══ Supplied data ══

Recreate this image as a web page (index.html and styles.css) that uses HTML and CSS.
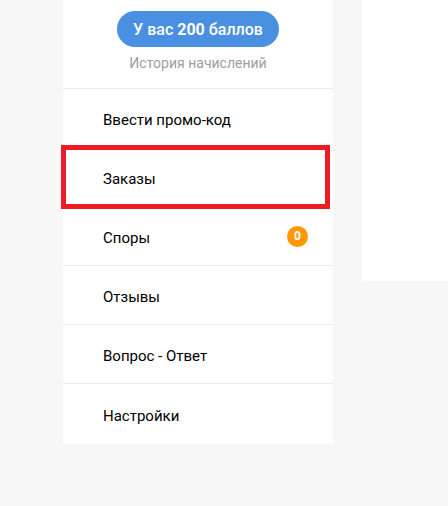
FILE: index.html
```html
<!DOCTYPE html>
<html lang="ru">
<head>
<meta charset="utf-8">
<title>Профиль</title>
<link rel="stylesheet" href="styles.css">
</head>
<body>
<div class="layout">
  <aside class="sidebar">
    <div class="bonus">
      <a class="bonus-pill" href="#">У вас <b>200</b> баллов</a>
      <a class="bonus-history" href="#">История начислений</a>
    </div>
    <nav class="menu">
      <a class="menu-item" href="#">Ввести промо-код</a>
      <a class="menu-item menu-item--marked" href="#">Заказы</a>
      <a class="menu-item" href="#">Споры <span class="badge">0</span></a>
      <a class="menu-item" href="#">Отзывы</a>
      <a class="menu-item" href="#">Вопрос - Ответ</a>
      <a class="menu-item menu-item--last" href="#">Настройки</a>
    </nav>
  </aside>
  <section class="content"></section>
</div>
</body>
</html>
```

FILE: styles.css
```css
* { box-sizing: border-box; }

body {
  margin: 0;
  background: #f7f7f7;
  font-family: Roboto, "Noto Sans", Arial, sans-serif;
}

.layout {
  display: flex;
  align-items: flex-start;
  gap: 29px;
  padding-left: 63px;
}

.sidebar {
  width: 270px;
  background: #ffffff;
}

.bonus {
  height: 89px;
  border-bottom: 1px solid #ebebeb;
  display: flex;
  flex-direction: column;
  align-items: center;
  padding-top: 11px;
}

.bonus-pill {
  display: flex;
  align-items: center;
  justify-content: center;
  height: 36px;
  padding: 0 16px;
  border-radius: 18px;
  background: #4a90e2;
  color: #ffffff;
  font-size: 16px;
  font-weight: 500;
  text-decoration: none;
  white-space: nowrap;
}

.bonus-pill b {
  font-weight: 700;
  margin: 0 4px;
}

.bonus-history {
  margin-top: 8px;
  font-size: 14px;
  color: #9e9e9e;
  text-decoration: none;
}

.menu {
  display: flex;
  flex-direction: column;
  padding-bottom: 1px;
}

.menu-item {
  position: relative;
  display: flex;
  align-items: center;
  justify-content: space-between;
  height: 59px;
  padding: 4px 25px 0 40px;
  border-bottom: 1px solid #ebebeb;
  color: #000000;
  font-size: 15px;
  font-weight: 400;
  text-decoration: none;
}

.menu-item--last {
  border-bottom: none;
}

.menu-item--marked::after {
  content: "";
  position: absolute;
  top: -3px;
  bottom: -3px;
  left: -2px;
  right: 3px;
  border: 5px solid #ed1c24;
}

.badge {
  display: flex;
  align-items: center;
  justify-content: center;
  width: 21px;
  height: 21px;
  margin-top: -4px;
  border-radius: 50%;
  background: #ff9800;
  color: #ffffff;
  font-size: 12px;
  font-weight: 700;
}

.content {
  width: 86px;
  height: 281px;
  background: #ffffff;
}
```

═══

Your copy of the data above should match it exactly, except that pictures are left out.

Recreate this image as a web page (index.html and styles.css) that uses HTML and CSS.
FILE: index.html
```html
<!DOCTYPE html>
<html lang="ru">
<head>
<meta charset="utf-8">
<title>Профиль</title>
<link rel="stylesheet" href="styles.css">
</head>
<body>
<div class="layout">
  <aside class="sidebar">
    <div class="bonus">
      <a class="bonus-pill" href="#">У вас <b>200</b> баллов</a>
      <a class="bonus-history" href="#">История начислений</a>
    </div>
    <nav class="menu">
      <a class="menu-item" href="#">Ввести промо-код</a>
      <a class="menu-item menu-item--marked" href="#">Заказы</a>
      <a class="menu-item" href="#">Споры <span class="badge">0</span></a>
      <a class="menu-item" href="#">Отзывы</a>
      <a class="menu-item" href="#">Вопрос - Ответ</a>
      <a class="menu-item menu-item--last" href="#">Настройки</a>
    </nav>
  </aside>
  <section class="content"></section>
</div>
</body>
</html>
```

FILE: styles.css
```css
* { box-sizing: border-box; }

body {
  margin: 0;
  background: #f7f7f7;
  font-family: Roboto, "Noto Sans", Arial, sans-serif;
}

.layout {
  display: flex;
  align-items: flex-start;
  gap: 29px;
  padding-left: 63px;
}

.sidebar {
  width: 270px;
  background: #ffffff;
}

.bonus {
  height: 89px;
  border-bottom: 1px solid #ebebeb;
  display: flex;
  flex-direction: column;
  align-items: center;
  padding-top: 11px;
}

.bonus-pill {
  display: flex;
  align-items: center;
  justify-content: center;
  height: 36px;
  padding: 0 16px;
  border-radius: 18px;
  background: #4a90e2;
  color: #ffffff;
  font-size: 16px;
  font-weight: 500;
  text-decoration: none;
  white-space: nowrap;
}

.bonus-pill b {
  font-weight: 700;
  margin: 0 4px;
}

.bonus-history {
  margin-top: 8px;
  font-size: 14px;
  color: #9e9e9e;
  text-decoration: none;
}

.menu {
  display: flex;
  flex-direction: column;
  padding-bottom: 1px;
}

.menu-item {
  position: relative;
  display: flex;
  align-items: center;
  justify-content: space-between;
  height: 59px;
  padding: 4px 25px 0 40px;
  border-bottom: 1px solid #ebebeb;
  color: #000000;
  font-size: 15px;
  font-weight: 400;
  text-decoration: none;
}

.menu-item--last {
  border-bottom: none;
}

.menu-item--marked::after {
  content: "";
  position: absolute;
  top: -3px;
  bottom: -3px;
  left: -2px;
  right: 3px;
  border: 5px solid #ed1c24;
}

.badge {
  display: flex;
  align-items: center;
  justify-content: center;
  width: 21px;
  height: 21px;
  margin-top: -4px;
  border-radius: 50%;
  background: #ff9800;
  color: #ffffff;
  font-size: 12px;
  font-weight: 700;
}

.content {
  width: 86px;
  height: 281px;
  background: #ffffff;
}
```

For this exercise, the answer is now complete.